WHAT IS NEEDED →
Copy out each line exactly; pictures stay out of the copy.

◇ ◇ ◇ ◇ ◇ ◇ ◇

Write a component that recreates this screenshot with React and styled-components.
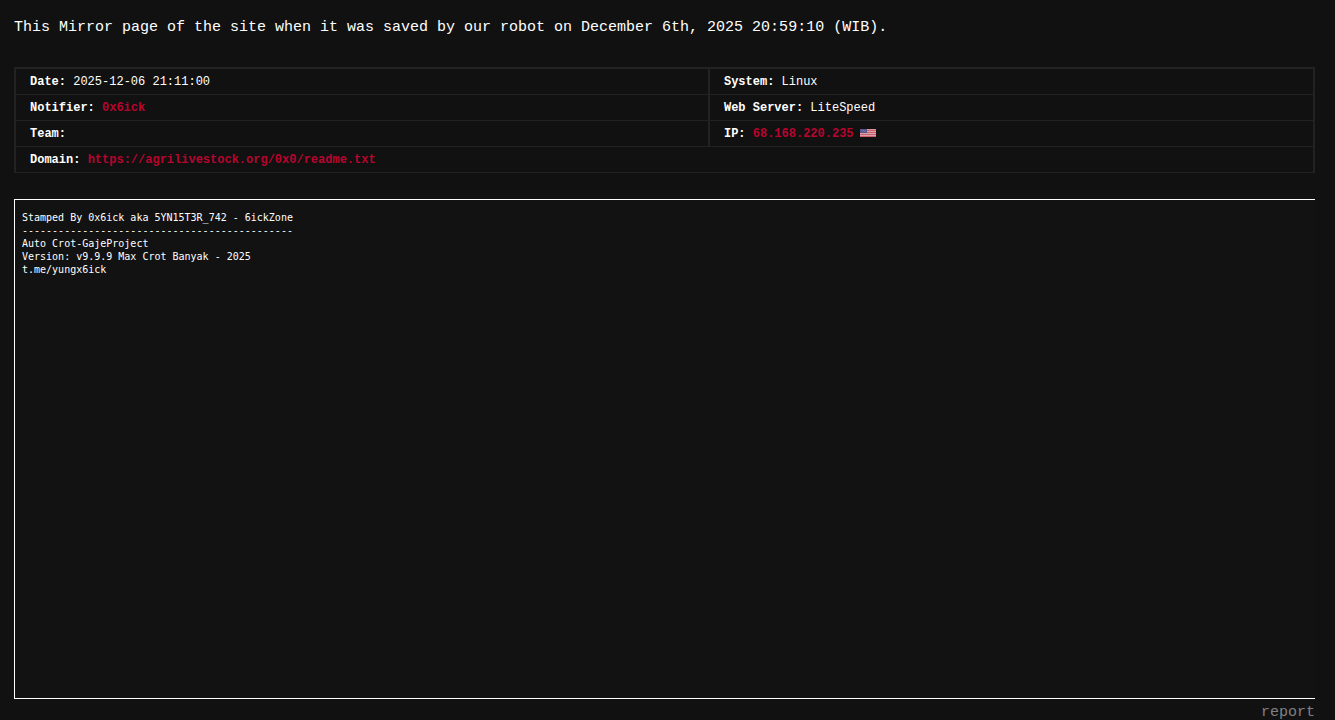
import styled, { createGlobalStyle } from "styled-components";

const GlobalStyle = createGlobalStyle`
	body {
		margin: 0;
		background-color: #111111;
		color: #ffffff;
		font-family: "Liberation Mono", "DejaVu Sans Mono", monospace;
		font-size: 15px;
	}
`

const Page = styled.main`
	padding: 18px 20px 0 14px;
`

const Intro = styled.p`
	margin: 0 0 29px;
	line-height: 20px;
`

const InfoTable = styled.table`
	width: 100%;
	border-collapse: separate;
	border-spacing: 0;
	table-layout: fixed;
	border: 2px solid #222222;
	border-bottom: none;
	font-size: 12px;
	line-height: 23px;
`

const LeftColumn = styled.col`
	width: 53.35%;
`

const InfoCell = styled.td`
	padding: 2px 14px 0;
	border-bottom: 1px solid #222222;
	border-left: ${props => props.$divided ? "2px solid #222222" : "none"};
	white-space: nowrap;
`

const InfoLink = styled.a`
	color: #b8042f;
	font-weight: bold;
	text-decoration: none;
`

const FlagIcon = styled.svg`
	width: 16px;
	height: 8px;
	margin-left: 6px;
`

const MirrorFrame = styled.section`
	box-sizing: border-box;
	height: calc(100vh - 220px);
	min-height: 100px;
	margin-top: 26px;
	padding: 11px 7px;
	background-color: #121212;
	border: 1px solid #ffffff;
	border-right: none;
`

const MirrorText = styled.pre`
	margin: 0;
	font-family: "DejaVu Sans Mono", "Liberation Mono", monospace;
	font-size: 10px;
	line-height: 13px;
`

const Footer = styled.footer`
	display: flex;
	justify-content: flex-end;
	height: 21px;
	padding-top: 5px;
	box-sizing: border-box;
	overflow: hidden;
	line-height: 18px;
`

const ReportLink = styled.a`
	color: #808080;
	text-decoration: none;
`

const mirrorText = `Stamped By 0x6ick aka 5YN15T3R_742 - 6ickZone
---------------------------------------------
Auto Crot-GajeProject
Version: v9.9.9 Max Crot Banyak - 2025
t.me/yungx6ick`

function UsaFlag() {
	return <FlagIcon viewBox="0 0 16 8" role="img" aria-label="United States" shapeRendering="crispEdges">
		<rect width="16" height="8" fill="#dc9098"></rect>
		<path d="M0 1h16v1H0zM0 3h16v1H0zM0 5h16v1H0zM0 7h16v1H0z" fill="#c9616f"></path>
		<path d="M6 2h10v1H6zM0 4h16v1H0zM0 6h16v1H0z" fill="#dda0a8"></path>
		<rect width="7" height="4" fill="#56568c"></rect>
		<path d="M1 1h1v1H1zM3 1h1v1H3zM5 1h1v1H5zM2 2h1v1H2zM4 2h1v1H4z" fill="#77779f"></path>
	</FlagIcon>
}

export default function App() {
	return <Page>
		<GlobalStyle />
		<Intro>This Mirror page of the site when it was saved by our robot on December 6th, 2025 20:59:10 (WIB).</Intro>
		<InfoTable>
			<colgroup>
				<LeftColumn />
				<col />
			</colgroup>
			<tbody>
				<tr>
					<InfoCell><b>Date:</b> 2025-12-06 21:11:00</InfoCell>
					<InfoCell $divided><b>System:</b> Linux</InfoCell>
				</tr>
				<tr>
					<InfoCell><b>Notifier:</b> <InfoLink href="#notifier">0x6ick</InfoLink></InfoCell>
					<InfoCell $divided><b>Web Server:</b> LiteSpeed</InfoCell>
				</tr>
				<tr>
					<InfoCell><b>Team:</b></InfoCell>
					<InfoCell $divided><b>IP:</b> <InfoLink href="#ip">68.168.220.235</InfoLink><UsaFlag /></InfoCell>
				</tr>
				<tr>
					<InfoCell colSpan={2}><b>Domain:</b> <InfoLink href="https://agrilivestock.org/0x0/readme.txt">https://agrilivestock.org/0x0/readme.txt</InfoLink></InfoCell>
				</tr>
			</tbody>
		</InfoTable>
		<MirrorFrame>
			<MirrorText>{mirrorText}</MirrorText>
		</MirrorFrame>
		<Footer>
			<ReportLink href="#report">report</ReportLink>
		</Footer>
	</Page>
}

◇ ◇ ◇ ◇ ◇ ◇ ◇

ANSWER TO THE EXERCISE →
Write a component that recreates this screenshot with React and styled-components.
import styled, { createGlobalStyle } from "styled-components";

const GlobalStyle = createGlobalStyle`
	body {
		margin: 0;
		background-color: #111111;
		color: #ffffff;
		font-family: "Liberation Mono", "DejaVu Sans Mono", monospace;
		font-size: 15px;
	}
`

const Page = styled.main`
	padding: 18px 20px 0 14px;
`

const Intro = styled.p`
	margin: 0 0 29px;
	line-height: 20px;
`

const InfoTable = styled.table`
	width: 100%;
	border-collapse: separate;
	border-spacing: 0;
	table-layout: fixed;
	border: 2px solid #222222;
	border-bottom: none;
	font-size: 12px;
	line-height: 23px;
`

const LeftColumn = styled.col`
	width: 53.35%;
`

const InfoCell = styled.td`
	padding: 2px 14px 0;
	border-bottom: 1px solid #222222;
	border-left: ${props => props.$divided ? "2px solid #222222" : "none"};
	white-space: nowrap;
`

const InfoLink = styled.a`
	color: #b8042f;
	font-weight: bold;
	text-decoration: none;
`

const FlagIcon = styled.svg`
	width: 16px;
	height: 8px;
	margin-left: 6px;
`

const MirrorFrame = styled.section`
	box-sizing: border-box;
	height: calc(100vh - 220px);
	min-height: 100px;
	margin-top: 26px;
	padding: 11px 7px;
	background-color: #121212;
	border: 1px solid #ffffff;
	border-right: none;
`

const MirrorText = styled.pre`
	margin: 0;
	font-family: "DejaVu Sans Mono", "Liberation Mono", monospace;
	font-size: 10px;
	line-height: 13px;
`

const Footer = styled.footer`
	display: flex;
	justify-content: flex-end;
	height: 21px;
	padding-top: 5px;
	box-sizing: border-box;
	overflow: hidden;
	line-height: 18px;
`

const ReportLink = styled.a`
	color: #808080;
	text-decoration: none;
`

const mirrorText = `Stamped By 0x6ick aka 5YN15T3R_742 - 6ickZone
---------------------------------------------
Auto Crot-GajeProject
Version: v9.9.9 Max Crot Banyak - 2025
t.me/yungx6ick`

function UsaFlag() {
	return <FlagIcon viewBox="0 0 16 8" role="img" aria-label="United States" shapeRendering="crispEdges">
		<rect width="16" height="8" fill="#dc9098"></rect>
		<path d="M0 1h16v1H0zM0 3h16v1H0zM0 5h16v1H0zM0 7h16v1H0z" fill="#c9616f"></path>
		<path d="M6 2h10v1H6zM0 4h16v1H0zM0 6h16v1H0z" fill="#dda0a8"></path>
		<rect width="7" height="4" fill="#56568c"></rect>
		<path d="M1 1h1v1H1zM3 1h1v1H3zM5 1h1v1H5zM2 2h1v1H2zM4 2h1v1H4z" fill="#77779f"></path>
	</FlagIcon>
}

export default function App() {
	return <Page>
		<GlobalStyle />
		<Intro>This Mirror page of the site when it was saved by our robot on December 6th, 2025 20:59:10 (WIB).</Intro>
		<InfoTable>
			<colgroup>
				<LeftColumn />
				<col />
			</colgroup>
			<tbody>
				<tr>
					<InfoCell><b>Date:</b> 2025-12-06 21:11:00</InfoCell>
					<InfoCell $divided><b>System:</b> Linux</InfoCell>
				</tr>
				<tr>
					<InfoCell><b>Notifier:</b> <InfoLink href="#notifier">0x6ick</InfoLink></InfoCell>
					<InfoCell $divided><b>Web Server:</b> LiteSpeed</InfoCell>
				</tr>
				<tr>
					<InfoCell><b>Team:</b></InfoCell>
					<InfoCell $divided><b>IP:</b> <InfoLink href="#ip">68.168.220.235</InfoLink><UsaFlag /></InfoCell>
				</tr>
				<tr>
					<InfoCell colSpan={2}><b>Domain:</b> <InfoLink href="https://agrilivestock.org/0x0/readme.txt">https://agrilivestock.org/0x0/readme.txt</InfoLink></InfoCell>
				</tr>
			</tbody>
		</InfoTable>
		<MirrorFrame>
			<MirrorText>{mirrorText}</MirrorText>
		</MirrorFrame>
		<Footer>
			<ReportLink href="#report">report</ReportLink>
		</Footer>
	</Page>
}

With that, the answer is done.